Geological Formation and Global Occurrence
Hematite’s largest and most economically significant deposits formed in ancient marine environments. The world’s vast reserves are predominantly found in Banded Iron Formations (BIFs), which are layered rock deposits from the Precambrian era. These formations record a time when oxygen, produced by early microbial life, reacted with dissolved iron in the oceans, causing iron oxides to precipitate and settle on the seafloor in distinct bands.
Hematite also forms through hydrothermal activity, where hot, iron-rich fluids cool and deposit the mineral in veins and cavities. It can also be a product of contact metamorphism or the widespread weathering of iron-bearing rocks. The mineral is globally abundant, contributing to the reddish color of many soils and even the distinct rust-red hue of the Martian landscape.
Primary Industrial and Commercial Applications
Hematite’s most important role is as the predominant source of iron for the global steel industry. Iron ore, primarily hematite, is mined and processed to create the raw iron needed for manufacturing steel. This material is foundational to construction, transportation, and infrastructure worldwide, underscoring hematite’s economic significance.

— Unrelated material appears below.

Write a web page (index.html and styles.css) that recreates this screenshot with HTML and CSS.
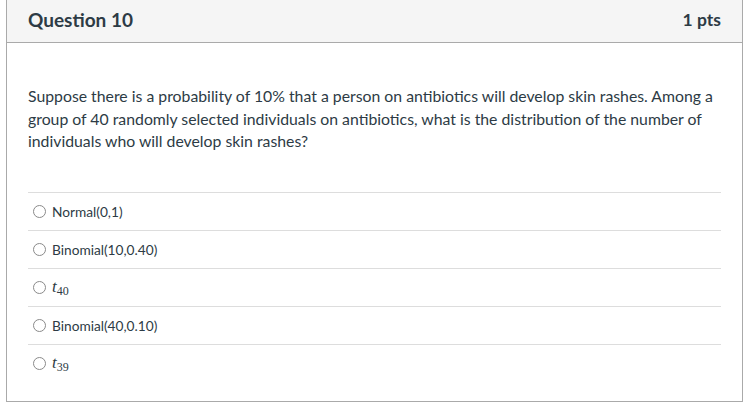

Beyond metallurgy, hematite’s characteristic color makes it invaluable as a pigment. The earthy, fine-grained variety, red ochre, has been used historically in art and painting and continues today in the production of durable red, brown, and purple pigments. Additionally, the dense, metallic varieties are popular in lapidary work, where they are polished into cabochons, beads, and ornamental carvings.